> GIVEN RECORDS:
[START]

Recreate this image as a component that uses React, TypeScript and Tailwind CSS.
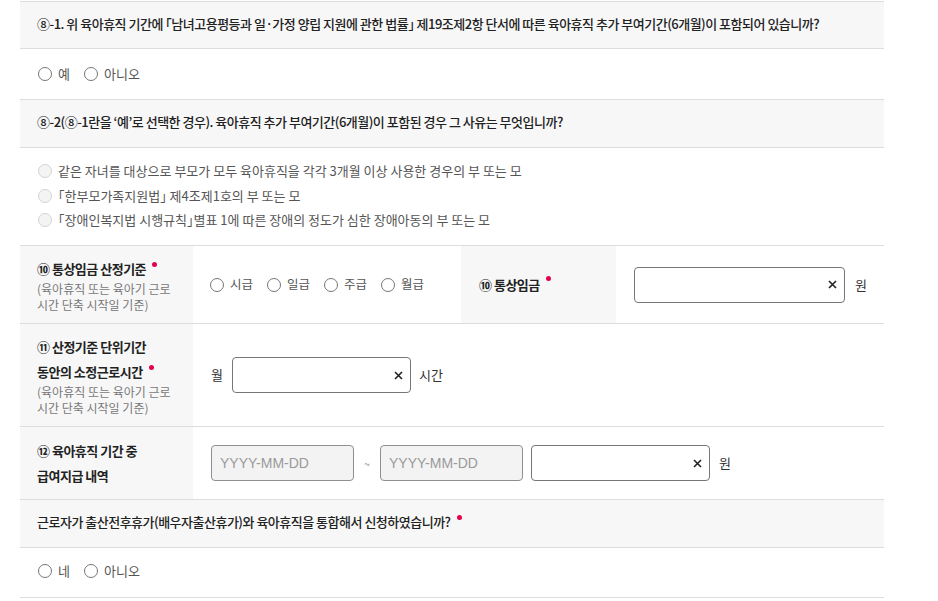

[END]
[START]

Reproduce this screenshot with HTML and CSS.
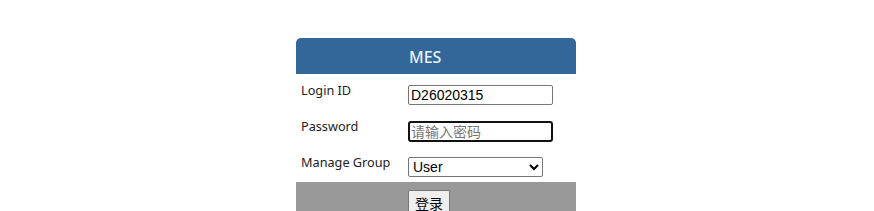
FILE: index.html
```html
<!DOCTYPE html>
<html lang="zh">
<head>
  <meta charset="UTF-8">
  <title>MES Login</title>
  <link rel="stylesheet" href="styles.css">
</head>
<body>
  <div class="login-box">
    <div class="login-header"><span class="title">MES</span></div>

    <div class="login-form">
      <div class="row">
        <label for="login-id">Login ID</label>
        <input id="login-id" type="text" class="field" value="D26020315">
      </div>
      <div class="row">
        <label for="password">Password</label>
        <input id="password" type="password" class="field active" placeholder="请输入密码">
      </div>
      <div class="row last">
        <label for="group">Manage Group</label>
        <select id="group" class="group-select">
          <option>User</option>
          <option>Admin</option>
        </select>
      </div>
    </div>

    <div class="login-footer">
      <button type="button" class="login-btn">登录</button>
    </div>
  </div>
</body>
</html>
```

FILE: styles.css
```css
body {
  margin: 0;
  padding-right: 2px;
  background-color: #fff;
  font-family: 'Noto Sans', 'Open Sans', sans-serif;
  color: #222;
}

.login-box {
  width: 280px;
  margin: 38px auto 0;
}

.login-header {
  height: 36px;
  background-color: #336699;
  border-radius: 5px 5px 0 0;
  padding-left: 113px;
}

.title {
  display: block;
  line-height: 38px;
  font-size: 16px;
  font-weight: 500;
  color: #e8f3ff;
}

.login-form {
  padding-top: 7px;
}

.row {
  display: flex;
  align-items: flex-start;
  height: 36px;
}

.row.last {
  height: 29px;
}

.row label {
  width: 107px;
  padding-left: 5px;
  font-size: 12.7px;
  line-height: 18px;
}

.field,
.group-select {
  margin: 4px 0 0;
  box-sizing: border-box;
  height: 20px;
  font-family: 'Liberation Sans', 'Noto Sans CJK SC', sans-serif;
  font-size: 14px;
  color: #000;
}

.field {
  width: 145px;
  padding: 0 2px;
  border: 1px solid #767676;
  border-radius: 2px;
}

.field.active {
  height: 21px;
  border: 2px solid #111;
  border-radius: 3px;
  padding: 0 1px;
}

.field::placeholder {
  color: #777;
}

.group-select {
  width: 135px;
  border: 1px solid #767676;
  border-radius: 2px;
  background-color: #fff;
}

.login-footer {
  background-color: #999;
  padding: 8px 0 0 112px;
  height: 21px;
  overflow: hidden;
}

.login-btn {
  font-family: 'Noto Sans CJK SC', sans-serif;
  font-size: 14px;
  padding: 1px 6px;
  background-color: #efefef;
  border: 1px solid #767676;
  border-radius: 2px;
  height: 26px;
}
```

[END]

> EXERCISE TASK:
Collect every line from the records above that contains the word "this".

> EXERCISE OUTPUT:
Recreate this image as a component that uses React, TypeScript and Tailwind CSS.
Reproduce this screenshot with HTML and CSS.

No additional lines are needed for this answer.